In 1962 John finished his apprenticeship and took a position at the Kenwood factory. John's role in precision wood working to create metal castings, and then later resins and injection mould plastics to be used in industrial production, provided an excellent background for working with Kenwood who were pioneering the use of plastics in the production and manufacture of domestic appliances.
These were the days of the 'white heat of technology', when precision engineering and innovation were combining to change the face of industry in the UK. John's skills were in great demand as many of the tools and products of these emerging technologies had to be firstly, hand crafted in wood to extremely tight specifications.
In 1963, entrepreneur and mini model maker, Bill Langley brought together John Adey and his friend Trevor Gray, in order to help meet the demand for miniature models of cars, for the toy and model industry. John was able to use his skills to create hand carved miniature vehicles to engineering specifications. These were scale models of the real thing and were used to create the moulds so that the plastic versions of the vehicles could be produced in a factory. These in turn appeared throughout the toy market in various guises including most famously, in a number of the 'Scalextric' models, where they became highly collectable.
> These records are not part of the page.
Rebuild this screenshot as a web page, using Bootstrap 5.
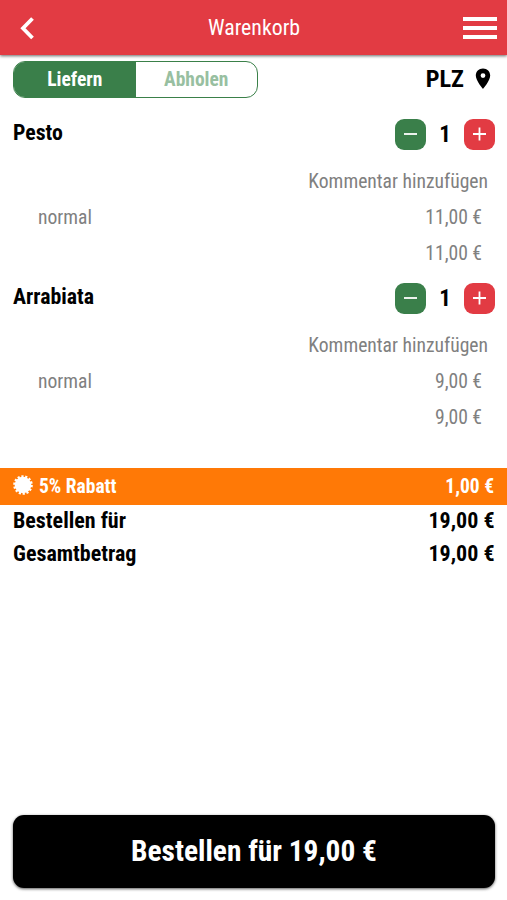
<!DOCTYPE html>
<html lang="de">
<head>
<meta charset="utf-8">
<meta name="viewport" content="width=device-width, initial-scale=1">
<title>Warenkorb</title>
<link href="https://cdn.jsdelivr.net/npm/bootstrap@5.3.0/dist/css/bootstrap.min.css" rel="stylesheet">
<style>
body{font-family:"Roboto Condensed",Roboto,"Liberation Sans",sans-serif;font-stretch:75%;font-size:20px;line-height:1.2;color:#000;height:900px;overflow:hidden}
svg{display:block;flex:none}
.topbar{height:55px;background:#e23b43;box-shadow:0 1px 3px rgba(0,0,0,.6);padding:0 10px 0 18px}
.title{padding-top:2px;font-size:21.8px;font-weight:450}
.back{width:29px}
.menu{width:36px}
.mode-row{height:48px;padding:6px 14px 0 13px}
.mode{width:245px;height:37px;border:1.5px solid #3a8049;border-radius:12px;overflow:hidden;font-size:19.5px}
.mode-on{background:#3a7f4a;color:#fff}
.mode-off{color:#98bfa1}
.plz{font-size:24.3px;padding-top:3px}
.pin{margin-left:9px}
.dish{height:164px;padding:0 12px 0 13px}
.dish-head{height:62px;font-size:21.8px}
.dish-name{margin-top:-2px}
.step{width:31px;height:31px;border-radius:9px}
.minus{background:#3a7f4a}
.plus{background:#e23b43}
.qty{width:38px;font-size:23px;padding-top:1px}
.line{height:36px;color:#808080;font-size:19.6px;font-weight:430}
.note{padding-right:7px;margin-top:-1px}
.part{padding:0 13px 0 25px}
.promo{height:37px;background:#ff7906;font-size:19.5px;margin-top:37px;padding:0 13px}
.promo-text{padding-left:6px}
.sum{height:33px;font-size:22px;padding:0 12.5px 0 13px}
.order{height:73px;border-radius:11px;background:#000;margin:0 12px 12px 13px;font-size:29.4px;box-shadow:0 1px 3px rgba(0,0,0,.65)}
.order:hover{background:#000}
</style>
<script src="https://cdn.jsdelivr.net/npm/bootstrap@5.3.0/dist/js/bootstrap.bundle.min.js"></script>
</head>
<body class="d-flex flex-column bg-white">
<header class="topbar d-flex align-items-center justify-content-between text-white flex-shrink-0">
  <div class="back"><svg width="20" height="24" viewBox="0 0 20 24" fill="none" stroke="#fff" stroke-width="3.8"><path d="M14.500 2.500 5 12.300 14.500 22"/></svg></div>
  <div class="title">Warenkorb</div>
  <div class="menu"><svg width="36" height="24" viewBox="0 0 36 24" fill="#fff"><path d="M2 1h34v4H2zM2 10h34v4H2zM2 19h34v4H2z"/></svg></div>
</header>
<div class="mode-row d-flex justify-content-between align-items-start flex-shrink-0">
  <div class="mode d-flex fw-bold">
    <div class="mode-on w-50 d-flex align-items-center justify-content-center">Liefern</div>
    <div class="mode-off w-50 d-flex align-items-center justify-content-center">Abholen</div>
  </div>
  <div class="plz fw-bold d-flex align-items-center">PLZ
    <svg class="pin" width="20" height="22" viewBox="0 0 20 22"><path fill="#000" fill-rule="evenodd" d="M10 .5C5.800.5 2.800 3.600 2.800 7.600 2.800 12.800 10 21 10 21s7.200-8.200 7.200-13.400C17.200 3.600 14.200.5 10 .5zm0 4.700a2.400 2.400 0 1 1 0 4.800 2.400 2.400 0 0 1 0-4.800z"/></svg>
  </div>
</div>
<section class="dish flex-shrink-0">
  <div class="dish-head d-flex align-items-center justify-content-between fw-bold">
    <div class="dish-name">Pesto</div>
    <div class="d-flex align-items-center">
      <div class="step minus"><svg width="31" height="31" stroke="#fff" stroke-width="1.8"><path d="M9 15h13"/></svg></div>
      <div class="qty text-center">1</div>
      <div class="step plus"><svg width="31" height="31" stroke="#fff" stroke-width="1.8"><path d="M9 15h13M15.500 8.500v13"/></svg></div>
    </div>
  </div>
  <div class="line note d-flex align-items-center justify-content-end">Kommentar hinzufügen</div>
  <div class="line part d-flex align-items-center justify-content-between"><span>normal</span><span>11,00 €</span></div>
  <div class="line part d-flex align-items-center justify-content-end">11,00 €</div>
</section>
<section class="dish flex-shrink-0">
  <div class="dish-head d-flex align-items-center justify-content-between fw-bold">
    <div class="dish-name">Arrabiata</div>
    <div class="d-flex align-items-center">
      <div class="step minus"><svg width="31" height="31" stroke="#fff" stroke-width="1.8"><path d="M9 15h13"/></svg></div>
      <div class="qty text-center">1</div>
      <div class="step plus"><svg width="31" height="31" stroke="#fff" stroke-width="1.8"><path d="M9 15h13M15.500 8.500v13"/></svg></div>
    </div>
  </div>
  <div class="line note d-flex align-items-center justify-content-end">Kommentar hinzufügen</div>
  <div class="line part d-flex align-items-center justify-content-between"><span>normal</span><span>9,00 €</span></div>
  <div class="line part d-flex align-items-center justify-content-end">9,00 €</div>
</section>
<div class="promo d-flex align-items-center text-white fw-bold flex-shrink-0">
  <svg class="mb-1" width="20" height="20" viewBox="-10 -10 20 20"><circle r="8.300" fill="#fff"/><circle r="8.600" fill="none" stroke="#fff" stroke-width="2.400" stroke-dasharray="2.200 1.660"/></svg>
  <span class="promo-text">5% Rabatt</span><span class="ms-auto">1,00 €</span>
</div>
<div class="sum d-flex align-items-center justify-content-between fw-bold flex-shrink-0"><span>Bestellen für</span><span>19,00 €</span></div>
<div class="sum d-flex align-items-center justify-content-between fw-bold flex-shrink-0"><span>Gesamtbetrag</span><span>19,00 €</span></div>
<button class="order btn text-white fw-bold mt-auto flex-shrink-0 border-0">Bestellen für 19,00 €</button>
</body>
</html>
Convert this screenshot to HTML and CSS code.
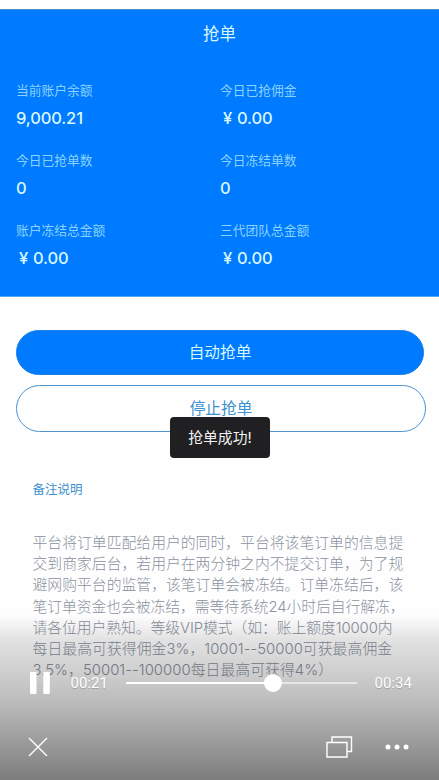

With demand increasing, in 1966 John and Trevor set up their own company called Proto Patterns and building on the contacts John had made at Kenwood, they obtained work from other companies such as Lec refrigeration and Marconi Defence Systems. After some time John and Trevor parted company and John renamed the successor company Acraplas - derived from the words 'accurate' and 'plastics’ but which was later renamed Conquest – reflecting heritage and craftsmanship. The company continued to produce models and moulds for Marconi Defence Systems - including the production of a model of the Skynet 2 Satellite – which was featured in the local newspaper.
Conquest craftsman for over 40 years Eric Pollard explains, ' ‘Our work was hugely varied – on one occasion we made a full size torpedo mould in wood.’
On another occasion it was a ‘magnetorquer’ for controlling the movement of a satellite in space.’